- Given instruction
Take the data below and extract the lines from the one with "Write the React, TypeScript" to the one with "string; children: React.ReactNode", inclusive, exactly as written.

-------------------------

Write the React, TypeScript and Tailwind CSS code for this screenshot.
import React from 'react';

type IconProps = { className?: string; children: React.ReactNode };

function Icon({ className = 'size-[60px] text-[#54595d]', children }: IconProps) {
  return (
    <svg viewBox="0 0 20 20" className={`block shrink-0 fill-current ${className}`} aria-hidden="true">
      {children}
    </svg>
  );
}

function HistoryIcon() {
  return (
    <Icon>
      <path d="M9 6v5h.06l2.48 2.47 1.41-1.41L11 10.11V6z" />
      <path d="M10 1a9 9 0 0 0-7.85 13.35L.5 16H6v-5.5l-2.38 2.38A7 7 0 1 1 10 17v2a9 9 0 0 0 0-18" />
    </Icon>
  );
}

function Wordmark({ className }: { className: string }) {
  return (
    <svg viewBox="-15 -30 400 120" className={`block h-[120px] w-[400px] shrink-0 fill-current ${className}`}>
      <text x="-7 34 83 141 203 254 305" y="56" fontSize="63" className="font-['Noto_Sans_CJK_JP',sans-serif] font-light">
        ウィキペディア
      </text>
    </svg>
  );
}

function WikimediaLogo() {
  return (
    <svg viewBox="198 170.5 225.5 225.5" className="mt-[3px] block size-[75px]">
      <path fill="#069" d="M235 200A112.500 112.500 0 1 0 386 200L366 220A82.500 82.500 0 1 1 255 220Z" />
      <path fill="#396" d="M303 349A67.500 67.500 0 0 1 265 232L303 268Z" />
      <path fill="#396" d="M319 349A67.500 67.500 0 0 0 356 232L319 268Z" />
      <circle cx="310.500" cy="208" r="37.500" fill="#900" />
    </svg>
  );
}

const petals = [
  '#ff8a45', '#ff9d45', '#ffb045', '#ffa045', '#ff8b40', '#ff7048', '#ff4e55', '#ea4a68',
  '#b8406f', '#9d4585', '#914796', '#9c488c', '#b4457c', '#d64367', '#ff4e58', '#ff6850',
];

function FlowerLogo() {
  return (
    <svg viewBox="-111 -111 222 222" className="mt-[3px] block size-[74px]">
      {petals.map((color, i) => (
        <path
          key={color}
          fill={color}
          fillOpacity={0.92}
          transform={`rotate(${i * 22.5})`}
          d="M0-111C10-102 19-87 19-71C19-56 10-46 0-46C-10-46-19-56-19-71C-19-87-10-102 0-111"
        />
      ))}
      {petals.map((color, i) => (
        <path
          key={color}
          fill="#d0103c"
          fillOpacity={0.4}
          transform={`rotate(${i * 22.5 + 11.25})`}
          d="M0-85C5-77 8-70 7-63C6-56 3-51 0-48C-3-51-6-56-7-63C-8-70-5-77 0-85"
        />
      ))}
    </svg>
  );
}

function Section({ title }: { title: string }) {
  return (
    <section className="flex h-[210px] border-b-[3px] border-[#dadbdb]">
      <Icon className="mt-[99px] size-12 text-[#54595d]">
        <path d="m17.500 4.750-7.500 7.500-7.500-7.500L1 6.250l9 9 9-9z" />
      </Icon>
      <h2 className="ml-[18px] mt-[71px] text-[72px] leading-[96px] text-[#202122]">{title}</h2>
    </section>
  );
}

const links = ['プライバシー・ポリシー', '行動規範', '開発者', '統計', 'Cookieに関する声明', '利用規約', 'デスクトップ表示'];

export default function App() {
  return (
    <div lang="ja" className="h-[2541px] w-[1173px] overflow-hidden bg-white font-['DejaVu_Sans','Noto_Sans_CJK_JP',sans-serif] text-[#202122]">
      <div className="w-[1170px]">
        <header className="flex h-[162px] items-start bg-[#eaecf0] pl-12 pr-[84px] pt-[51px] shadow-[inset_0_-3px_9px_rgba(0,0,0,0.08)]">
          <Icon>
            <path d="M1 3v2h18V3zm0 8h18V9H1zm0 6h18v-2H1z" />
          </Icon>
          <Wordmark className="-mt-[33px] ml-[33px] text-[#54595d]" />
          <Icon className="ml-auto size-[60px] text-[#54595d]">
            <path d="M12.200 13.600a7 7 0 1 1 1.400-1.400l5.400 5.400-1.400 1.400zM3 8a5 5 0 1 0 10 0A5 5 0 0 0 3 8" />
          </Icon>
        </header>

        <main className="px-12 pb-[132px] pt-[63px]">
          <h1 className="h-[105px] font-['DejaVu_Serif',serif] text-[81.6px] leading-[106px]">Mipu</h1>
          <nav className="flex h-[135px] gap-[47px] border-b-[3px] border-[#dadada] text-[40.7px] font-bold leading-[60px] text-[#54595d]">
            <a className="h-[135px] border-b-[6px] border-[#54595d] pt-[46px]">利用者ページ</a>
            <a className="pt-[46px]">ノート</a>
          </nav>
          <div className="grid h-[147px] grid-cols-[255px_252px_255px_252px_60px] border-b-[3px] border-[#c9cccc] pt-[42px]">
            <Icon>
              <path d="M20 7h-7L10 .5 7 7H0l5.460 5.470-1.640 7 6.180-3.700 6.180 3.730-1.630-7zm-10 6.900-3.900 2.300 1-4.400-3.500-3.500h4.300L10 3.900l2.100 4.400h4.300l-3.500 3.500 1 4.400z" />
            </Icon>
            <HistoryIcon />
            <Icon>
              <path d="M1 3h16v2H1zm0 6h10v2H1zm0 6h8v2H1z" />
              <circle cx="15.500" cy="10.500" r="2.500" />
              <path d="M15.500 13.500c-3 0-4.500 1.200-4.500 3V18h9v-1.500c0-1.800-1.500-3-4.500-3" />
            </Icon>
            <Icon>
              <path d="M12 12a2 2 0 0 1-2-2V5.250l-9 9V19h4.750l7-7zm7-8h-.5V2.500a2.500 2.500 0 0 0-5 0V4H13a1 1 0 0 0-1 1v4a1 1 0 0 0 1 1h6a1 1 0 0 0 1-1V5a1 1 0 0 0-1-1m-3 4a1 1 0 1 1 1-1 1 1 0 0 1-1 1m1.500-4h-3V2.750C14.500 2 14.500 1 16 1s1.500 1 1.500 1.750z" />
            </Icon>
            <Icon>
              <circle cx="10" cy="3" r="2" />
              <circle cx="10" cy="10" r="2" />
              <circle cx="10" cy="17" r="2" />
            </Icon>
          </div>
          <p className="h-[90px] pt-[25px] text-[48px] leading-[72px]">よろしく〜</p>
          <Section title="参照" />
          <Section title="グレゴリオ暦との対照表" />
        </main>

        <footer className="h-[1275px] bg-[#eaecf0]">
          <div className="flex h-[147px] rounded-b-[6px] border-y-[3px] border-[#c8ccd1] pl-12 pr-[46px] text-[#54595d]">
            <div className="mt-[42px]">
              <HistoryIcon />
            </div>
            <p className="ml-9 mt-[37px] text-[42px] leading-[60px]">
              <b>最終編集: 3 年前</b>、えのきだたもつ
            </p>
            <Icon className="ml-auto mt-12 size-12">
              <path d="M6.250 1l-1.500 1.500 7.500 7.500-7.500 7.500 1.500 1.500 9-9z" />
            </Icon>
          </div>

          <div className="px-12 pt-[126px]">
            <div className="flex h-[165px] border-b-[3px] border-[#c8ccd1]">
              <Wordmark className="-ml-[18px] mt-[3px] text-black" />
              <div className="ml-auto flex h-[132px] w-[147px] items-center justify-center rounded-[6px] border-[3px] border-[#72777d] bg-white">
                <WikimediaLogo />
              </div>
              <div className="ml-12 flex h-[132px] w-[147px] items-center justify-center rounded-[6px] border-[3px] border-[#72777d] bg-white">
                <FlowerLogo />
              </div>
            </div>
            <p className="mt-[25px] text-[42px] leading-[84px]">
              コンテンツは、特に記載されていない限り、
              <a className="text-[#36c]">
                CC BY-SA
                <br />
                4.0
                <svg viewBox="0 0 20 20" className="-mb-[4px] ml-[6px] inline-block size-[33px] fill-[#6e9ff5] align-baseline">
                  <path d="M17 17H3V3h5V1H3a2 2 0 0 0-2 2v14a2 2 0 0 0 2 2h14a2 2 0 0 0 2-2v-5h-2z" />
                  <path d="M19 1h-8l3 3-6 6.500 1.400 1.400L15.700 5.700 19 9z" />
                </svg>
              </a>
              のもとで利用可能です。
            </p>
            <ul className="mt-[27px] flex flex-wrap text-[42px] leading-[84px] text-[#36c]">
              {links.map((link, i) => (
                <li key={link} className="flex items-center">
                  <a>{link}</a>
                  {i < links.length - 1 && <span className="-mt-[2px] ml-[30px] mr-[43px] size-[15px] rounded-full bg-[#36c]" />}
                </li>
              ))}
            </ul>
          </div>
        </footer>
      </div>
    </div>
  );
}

-------------------------

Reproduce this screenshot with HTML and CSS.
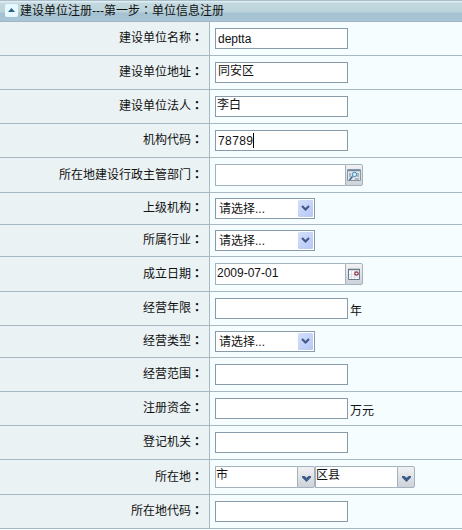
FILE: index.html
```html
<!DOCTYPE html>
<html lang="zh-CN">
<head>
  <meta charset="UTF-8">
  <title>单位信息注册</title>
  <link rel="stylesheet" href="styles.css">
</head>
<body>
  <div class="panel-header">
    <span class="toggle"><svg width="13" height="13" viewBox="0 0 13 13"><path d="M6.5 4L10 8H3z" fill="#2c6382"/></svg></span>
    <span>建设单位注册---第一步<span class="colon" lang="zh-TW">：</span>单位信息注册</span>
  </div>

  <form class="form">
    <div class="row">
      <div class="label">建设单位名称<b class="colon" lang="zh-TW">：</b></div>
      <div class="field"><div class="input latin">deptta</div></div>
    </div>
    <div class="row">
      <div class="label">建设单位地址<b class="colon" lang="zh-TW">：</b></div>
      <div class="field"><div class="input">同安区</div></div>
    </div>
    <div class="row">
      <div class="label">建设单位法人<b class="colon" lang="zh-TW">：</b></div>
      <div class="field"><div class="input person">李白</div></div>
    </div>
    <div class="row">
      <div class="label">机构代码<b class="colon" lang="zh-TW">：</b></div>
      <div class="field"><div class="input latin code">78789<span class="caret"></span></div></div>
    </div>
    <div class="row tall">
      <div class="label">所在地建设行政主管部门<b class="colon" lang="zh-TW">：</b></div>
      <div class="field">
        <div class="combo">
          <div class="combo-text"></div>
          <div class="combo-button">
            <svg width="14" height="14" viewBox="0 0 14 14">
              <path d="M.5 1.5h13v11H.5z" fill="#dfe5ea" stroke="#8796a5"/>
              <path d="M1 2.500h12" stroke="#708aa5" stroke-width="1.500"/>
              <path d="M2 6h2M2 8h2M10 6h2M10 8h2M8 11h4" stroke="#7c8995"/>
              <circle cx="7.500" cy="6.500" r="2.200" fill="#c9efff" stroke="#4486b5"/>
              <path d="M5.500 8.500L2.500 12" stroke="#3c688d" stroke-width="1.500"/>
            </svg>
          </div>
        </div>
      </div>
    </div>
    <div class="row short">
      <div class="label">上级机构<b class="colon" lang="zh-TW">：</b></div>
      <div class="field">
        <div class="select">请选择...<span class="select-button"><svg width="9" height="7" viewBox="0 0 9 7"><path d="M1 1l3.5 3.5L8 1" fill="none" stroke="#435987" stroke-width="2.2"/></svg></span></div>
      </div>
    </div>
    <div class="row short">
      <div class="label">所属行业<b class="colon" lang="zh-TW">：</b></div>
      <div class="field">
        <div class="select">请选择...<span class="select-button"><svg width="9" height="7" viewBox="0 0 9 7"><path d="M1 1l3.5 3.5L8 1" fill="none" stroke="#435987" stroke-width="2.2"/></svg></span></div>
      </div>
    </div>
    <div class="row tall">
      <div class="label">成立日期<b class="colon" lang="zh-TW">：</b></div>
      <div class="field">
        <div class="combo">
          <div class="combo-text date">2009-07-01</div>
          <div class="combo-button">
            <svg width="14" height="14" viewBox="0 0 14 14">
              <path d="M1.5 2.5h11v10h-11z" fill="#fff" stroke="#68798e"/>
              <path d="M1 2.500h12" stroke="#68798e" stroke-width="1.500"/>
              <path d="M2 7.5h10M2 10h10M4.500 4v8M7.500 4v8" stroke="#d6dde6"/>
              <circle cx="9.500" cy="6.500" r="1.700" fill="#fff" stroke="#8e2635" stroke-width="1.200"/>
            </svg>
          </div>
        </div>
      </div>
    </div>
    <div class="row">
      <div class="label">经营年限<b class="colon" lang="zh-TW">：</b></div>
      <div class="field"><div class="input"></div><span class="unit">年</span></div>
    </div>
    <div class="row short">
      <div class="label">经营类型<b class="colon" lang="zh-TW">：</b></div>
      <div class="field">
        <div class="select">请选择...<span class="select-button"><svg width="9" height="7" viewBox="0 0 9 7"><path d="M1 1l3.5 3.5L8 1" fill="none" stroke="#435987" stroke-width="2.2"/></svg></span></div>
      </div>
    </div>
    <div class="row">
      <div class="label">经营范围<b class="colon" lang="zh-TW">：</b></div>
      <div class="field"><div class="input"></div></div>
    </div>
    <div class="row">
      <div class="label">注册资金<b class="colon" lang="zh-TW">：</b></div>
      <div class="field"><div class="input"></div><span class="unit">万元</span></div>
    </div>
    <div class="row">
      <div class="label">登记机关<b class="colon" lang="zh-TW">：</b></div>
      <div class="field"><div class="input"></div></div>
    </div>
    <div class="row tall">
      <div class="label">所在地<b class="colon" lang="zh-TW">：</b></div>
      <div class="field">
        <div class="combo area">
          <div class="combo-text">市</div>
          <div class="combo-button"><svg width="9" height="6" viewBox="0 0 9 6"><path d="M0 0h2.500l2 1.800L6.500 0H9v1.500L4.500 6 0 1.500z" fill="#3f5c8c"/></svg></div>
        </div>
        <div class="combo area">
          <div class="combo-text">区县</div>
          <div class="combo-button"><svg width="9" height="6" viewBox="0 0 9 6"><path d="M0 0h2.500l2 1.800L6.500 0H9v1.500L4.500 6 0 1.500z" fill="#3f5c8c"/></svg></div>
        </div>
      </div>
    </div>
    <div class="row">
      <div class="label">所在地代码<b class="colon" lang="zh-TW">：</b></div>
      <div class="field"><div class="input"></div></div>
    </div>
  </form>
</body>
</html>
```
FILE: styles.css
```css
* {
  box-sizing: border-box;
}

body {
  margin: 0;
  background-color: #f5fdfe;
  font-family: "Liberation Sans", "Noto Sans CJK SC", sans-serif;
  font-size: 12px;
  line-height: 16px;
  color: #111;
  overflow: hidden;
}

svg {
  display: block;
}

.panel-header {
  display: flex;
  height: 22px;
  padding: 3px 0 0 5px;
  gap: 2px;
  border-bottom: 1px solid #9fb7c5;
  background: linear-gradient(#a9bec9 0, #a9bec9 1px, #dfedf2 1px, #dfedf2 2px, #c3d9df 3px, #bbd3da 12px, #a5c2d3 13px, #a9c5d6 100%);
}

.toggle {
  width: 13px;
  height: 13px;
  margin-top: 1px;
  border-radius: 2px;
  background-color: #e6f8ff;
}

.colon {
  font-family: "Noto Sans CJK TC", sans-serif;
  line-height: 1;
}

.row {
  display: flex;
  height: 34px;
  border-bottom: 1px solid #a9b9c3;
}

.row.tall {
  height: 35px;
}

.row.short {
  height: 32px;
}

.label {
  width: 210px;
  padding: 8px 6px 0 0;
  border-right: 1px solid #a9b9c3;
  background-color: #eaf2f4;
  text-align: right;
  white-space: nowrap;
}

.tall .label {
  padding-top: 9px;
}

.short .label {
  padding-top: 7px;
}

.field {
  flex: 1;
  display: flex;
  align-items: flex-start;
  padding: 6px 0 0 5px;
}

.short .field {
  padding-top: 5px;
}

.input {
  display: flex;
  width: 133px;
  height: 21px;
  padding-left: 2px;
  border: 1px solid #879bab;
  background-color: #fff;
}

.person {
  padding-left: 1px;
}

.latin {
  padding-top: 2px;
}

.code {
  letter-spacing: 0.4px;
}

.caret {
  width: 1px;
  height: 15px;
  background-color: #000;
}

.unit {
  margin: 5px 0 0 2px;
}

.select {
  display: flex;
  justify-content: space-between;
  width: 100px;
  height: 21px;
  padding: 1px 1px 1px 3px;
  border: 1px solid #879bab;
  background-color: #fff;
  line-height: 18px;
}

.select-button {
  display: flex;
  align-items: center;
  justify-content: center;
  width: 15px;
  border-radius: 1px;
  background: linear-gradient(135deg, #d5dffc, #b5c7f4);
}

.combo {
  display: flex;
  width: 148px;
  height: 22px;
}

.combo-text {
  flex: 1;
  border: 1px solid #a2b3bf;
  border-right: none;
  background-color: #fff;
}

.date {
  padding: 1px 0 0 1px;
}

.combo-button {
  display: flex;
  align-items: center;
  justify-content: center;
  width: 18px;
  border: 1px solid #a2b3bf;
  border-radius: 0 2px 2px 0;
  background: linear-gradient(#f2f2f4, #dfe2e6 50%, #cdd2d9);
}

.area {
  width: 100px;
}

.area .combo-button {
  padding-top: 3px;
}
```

-------------------------

- Solution to the problem
Write the React, TypeScript and Tailwind CSS code for this screenshot.
import React from 'react';

type IconProps = { className?: string; children: React.ReactNode };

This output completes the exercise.